As combat power is deployed against them they tend to drift away, either going to ground or seeking another battlefield on which to fight.
This is exactly what has happened in Falluja.
While US troops are largely in control of the town they are still meeting sporadic pockets of quite fierce resistance.
Elsewhere it is clear that some insurgents left Falluja before the US-led assault and have embarked upon a co-ordinated series of attacks in Baquba, Suweira and Mosul.
This implies a reasonably sophisticated level of centralised command.
But in military terms it is far from clear what these various attacks amount to.
The insurgents appear to have suffered serious losses in Falluja, but not necessarily a knockout ****.
Sporadic violence
Yet again it is clear that the US simply doesn't have sufficient troops on the ground to maintain order in several key cities at once while launching a major offensive against another.
Now a light armoured brigade has been moved on from Falluja towards Mosul.
This is a strategically important city - close to the northern oilfields and astride routes into Turkey.
It is also ethnically very mixed.
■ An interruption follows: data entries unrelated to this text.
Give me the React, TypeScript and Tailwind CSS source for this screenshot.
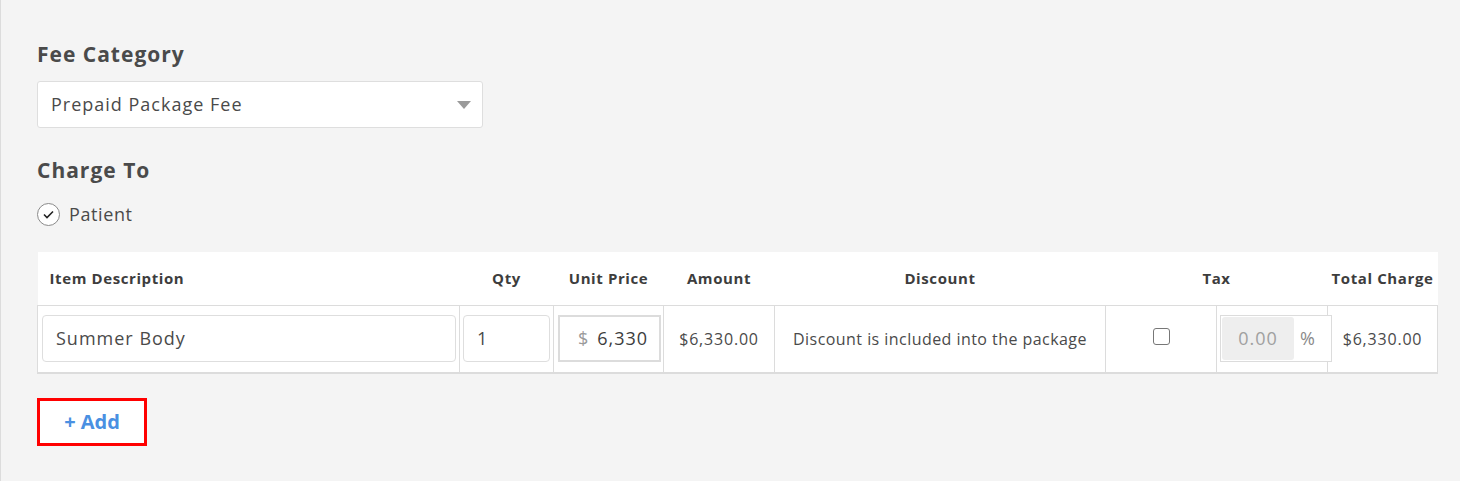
const font = { fontFamily: '"Open Sans", "Liberation Sans", sans-serif' };

const cols = [422, 94, 110, 111, 331, 111, 111, 110];

const App = () => {
  return (
    <div
      className="min-h-[481px] w-[1460px] bg-[#f4f4f4] border-l border-[#dcdcdc] pl-[36px] pt-[40px] text-[#4a4a4a]"
      style={font}
    >
      <h2 className="h-[28px] text-[21px] font-bold leading-[28px] tracking-[1px] text-[#4a4a4a]">
        Fee Category
      </h2>
      <div className="mt-[13px] flex h-[47px] w-[446px] items-center justify-between rounded-[3px] border border-[#dedede] bg-white pl-[13px] pr-[11px]">
        <span className="text-[18px] tracking-[1px] text-[#4a4a4a]">Prepaid Package Fee</span>
        <svg width="14" height="8" viewBox="0 0 14 8">
          <path d="M0 0 H14 L7 8 Z" fill="#9a9a9a" />
        </svg>
      </div>

      <h2 className="mt-[28px] h-[28px] text-[21px] font-bold leading-[28px] tracking-[1px] text-[#4a4a4a]">
        Charge To
      </h2>
      <div className="mt-[18px] flex h-[24px] items-center gap-[9px]">
        <span className="flex h-[23px] w-[23px] items-center justify-center rounded-full border border-[#8a8a8a] bg-white">
          <svg width="11" height="9" viewBox="0 0 11 9">
            <path d="M1 4.5 L4 7.5 L10 1.5" fill="none" stroke="#222" strokeWidth="1.6" />
          </svg>
        </span>
        <span className="text-[18px] tracking-[0.6px] text-[#4a4a4a]">Patient</span>
      </div>

      <table className="mt-[26px] w-[1400px] table-fixed border-collapse">
        <colgroup>
          {cols.map((w, i) => (
            <col key={i} style={{ width: w }} />
          ))}
        </colgroup>
        <thead className="bg-white">
          <tr className="h-[53px] text-[15px] font-bold tracking-[0.6px] text-[#3d3d3d]">
            <th className="pl-[12px] text-left">Item Description</th>
            <th className="text-center">Qty</th>
            <th className="text-center">Unit Price</th>
            <th className="text-center">Amount</th>
            <th className="text-center">Discount</th>
            <th colSpan={2} className="text-center">Tax</th>
            <th className="text-center whitespace-nowrap">Total Charge</th>
          </tr>
        </thead>
        <tbody className="bg-white">
          <tr className="h-[68px] border-x border-t border-b-2 border-[#dcdcdc] text-[16px] text-[#4a4a4a]">
            <td className="border-r border-[#dcdcdc] pl-[4px] pr-[3px]">
              <div className="flex h-[47px] items-center rounded-[4px] border border-[#dedede] pl-[13px] text-[18px] tracking-[1px]">
                Summer Body
              </div>
            </td>
            <td className="border-r border-[#dcdcdc] px-[3px]">
              <div className="flex h-[47px] items-center rounded-[4px] border border-[#dedede] pl-[13px] text-[18px]">
                1
              </div>
            </td>
            <td className="border-r border-[#dcdcdc] pl-[4px] pr-[2px]">
              <div className="flex h-[47px] items-center overflow-hidden whitespace-nowrap border-2 border-[#dcdcdc] pl-[18px] pr-[12px] text-[18px] tracking-[1px]">
                <span className="text-[#9a9a9a]">$</span>
                <span className="ml-[8px] overflow-hidden text-[#3d3d3d]">6,330</span>
              </div>
            </td>
            <td className="border-r border-[#dcdcdc] text-center tracking-[0.8px]">$6,330.00</td>
            <td className="border-r border-[#dcdcdc] text-center tracking-[0.45px]">
              Discount is included into the package
            </td>
            <td className="border-r border-[#dcdcdc]">
              <div className="flex justify-center">
                <span className="mb-[4px] block h-[17px] w-[17px] rounded-[3px] border-[1.5px] border-[#777]" />
              </div>
            </td>
            <td className="relative border-r border-[#dcdcdc] pl-[3px]">
              <div className="relative z-10 flex h-[47px] w-[112px] items-center border border-[#dcdcdc] bg-white p-[1px]">
                <div className="flex h-full w-[72px] items-center justify-center rounded-[3px] bg-[#eeeeee] text-[18px] tracking-[1px] text-[#a0a0a0]">
                  0.00
                </div>
                <span className="ml-[6px] text-[18px] text-[#8a8a8a]">%</span>
              </div>
            </td>
            <td className="text-center tracking-[0.8px]">$6,330.00</td>
          </tr>
        </tbody>
      </table>

      <button className="mt-[24px] flex h-[48px] w-[110px] items-center justify-center border-[3px] border-[#ff0000] bg-white text-[20px] font-bold text-[#4a90e2]">
        + Add
      </button>
    </div>
  );
};

export default App;
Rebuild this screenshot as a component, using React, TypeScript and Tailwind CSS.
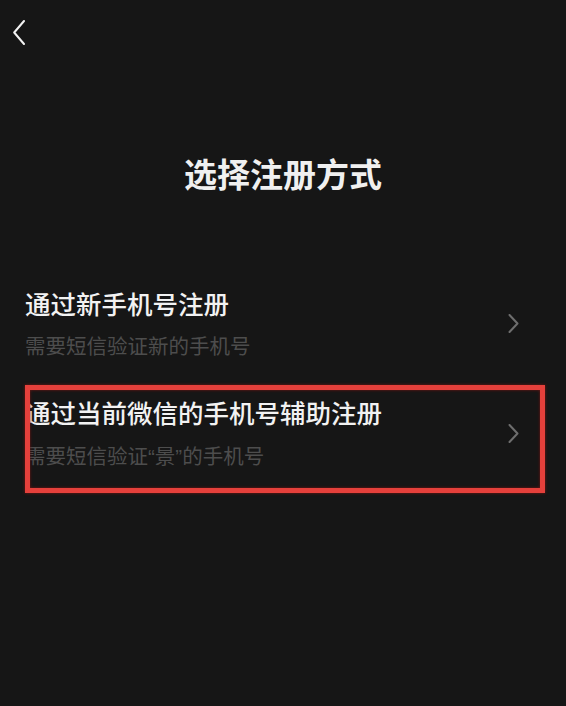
import React from "react";

function Chevron({ color, className }: { color: string; className?: string }) {
  return (
    <svg viewBox="0 0 11 19" className={className} fill="none">
      <polyline points="1.5,1 9.5,9.5 1.5,18" stroke={color} strokeWidth="2" strokeLinecap="round" strokeLinejoin="round" />
    </svg>
  );
}

export default function App() {
  return (
    <div className="w-[566px] h-[706px] bg-[#161616] flex flex-col overflow-hidden font-['Noto_Sans_CJK_SC',sans-serif]">
      <div className="pt-[20px] pl-[13px]">
        <svg viewBox="0 0 12 25" className="w-[12px] h-[25px]" fill="none">
          <polyline points="11,1 1.2,12.5 11,24" stroke="#f2f2f2" strokeWidth="2" strokeLinecap="round" strokeLinejoin="round" />
        </svg>
      </div>

      <h1 className="mt-[108px] text-center text-[33px] leading-[40px] font-bold text-[#f0f0f0]">
        选择注册方式
      </h1>

      <div className="mt-[83px] pl-[25px] pr-[21px] flex flex-col gap-[5px]">
        <div className="flex items-center pt-[12px] pb-[22px]">
          <div className="flex-1 flex flex-col gap-[14px]">
            <div className="text-[25.5px] leading-[30px] font-medium text-[#f2f2f2]">通过新手机号注册</div>
            <div className="text-[20.5px] leading-[26px] text-[#4d4d4d]">需要短信验证新的手机号</div>
          </div>
          <Chevron color="#6e6e6e" className="w-[11px] h-[19px] mr-[26px]" />
        </div>

        <div className="relative flex items-center pt-[12px] pb-[23px]">
          <div className="flex-1 flex flex-col gap-[15px]">
            <div className="text-[25.5px] leading-[30px] font-medium text-[#f2f2f2]">通过当前微信的手机号辅助注册</div>
            <div className="text-[20.5px] leading-[26px] text-[#4d4d4d]">
              需要短信验证<span className="font-['Liberation_Sans',sans-serif]">“</span>景<span className="font-['Liberation_Sans',sans-serif]">”</span>的手机号
            </div>
          </div>
          <Chevron color="#6e6e6e" className="w-[11px] h-[19px] mr-[26px]" />
          <div className="absolute inset-0 border-[5px] border-[#e5403b] shadow-[0_0_3px_#7a1512,inset_0_0_3px_#7a1512] pointer-events-none" />
        </div>
      </div>
    </div>
  );
}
Saddam Hussein's efforts to Arabise the city by moving in his Sunni supporters inevitably created tensions.
And these tensions give the violence in Mosul an added inter-ethnic dimension.
Once Falluja is secure the US may have more troops available to put down the sporadic violence elsewhere.
But it is still far from clear what message Sunni leaders have taken from the Falluja operation.
Will they now be willing to join the political process in Iraq or will their bitterness towards the Americans and the interim Iraqi government be even greater?